For over a century, Whitehall Palace became the biggest castle in all of Europe. It witnessed Henry VIII’s marriages to Anne Boleyn and Jane Seymour, and his death in 1547.
It was where Charles I was beheaded and Charles II made his triumphant return, restoring the rule of the Stuarts. In between, it was inhabited by Oliver Cromwell, whose body was hung in the street outside several months after his death and the return of the monarchy.
Whitehall Palace had seen and survived more than its fair share of political tumult and scandal. It had even survived fires that had devastated London in the mid-17th century.
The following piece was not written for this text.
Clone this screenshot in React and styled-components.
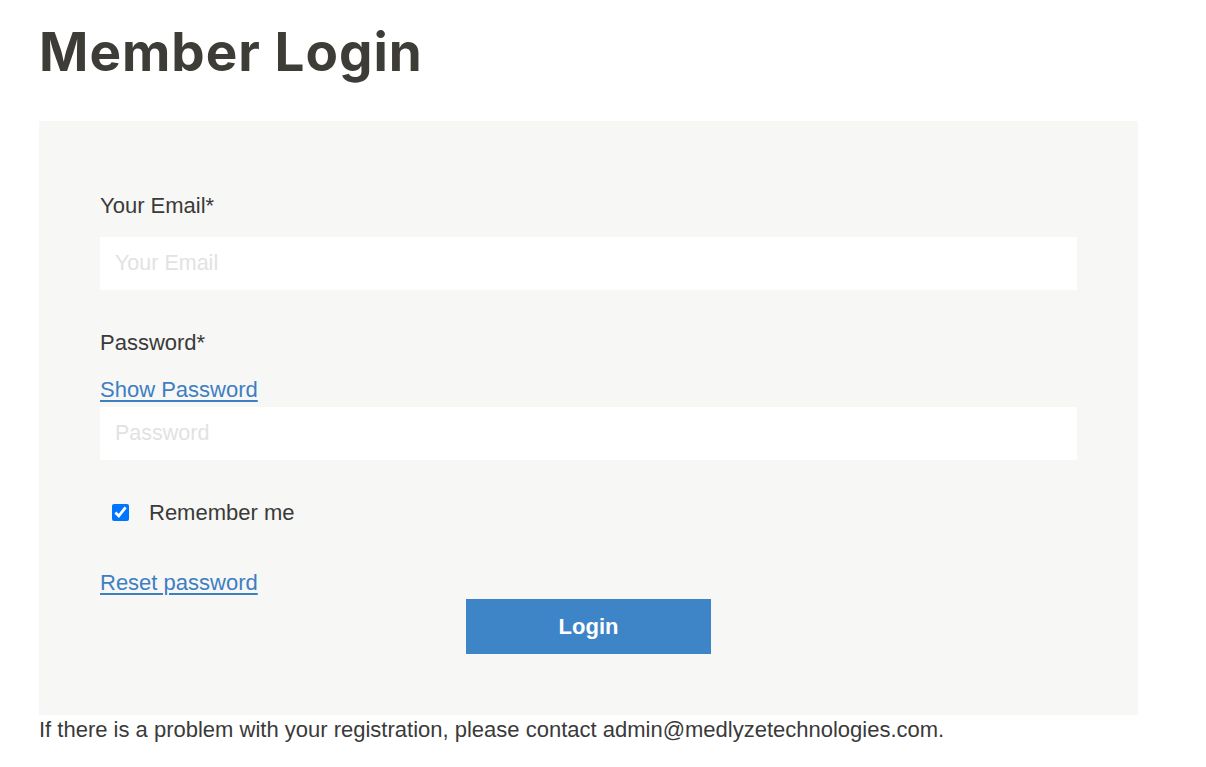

But its downfall would prove to be an inattentive Dutch maid.
On Jan. 4, 1698, the maid, whose mistake if not her name has lived on in history, was drying linens over a coal fire in the palace. Some say the linen caught fire and she was unable to put it out before it got out of control, others that, against explicit instructions, she briefly left the fire unattended.
Either way, the result was the same. Some linen went up in flames and the fire quickly spread throughout the palace.
The Enlightenment version of first responders tried everything. They doused the palace with water and tried to blow up portions of it in an effort to prevent the fire’s spread, but nothing worked.
For 14 hours the fire raged on. When the smoke cleared, the home and seat of power of the English monarchy was virtually gone. The only building in the royal “heap of houses” that survived was a banquet hall built by James I.
The future Duke and Duchess (of where is yet to be determined) may not be able to enjoy the rambling quarters of Whitehall when they wed on Saturday. But the legacy of the palace still lives on. Today, the heart of British politics takes place in the Westminster neighborhood of London on a street called Whitehall.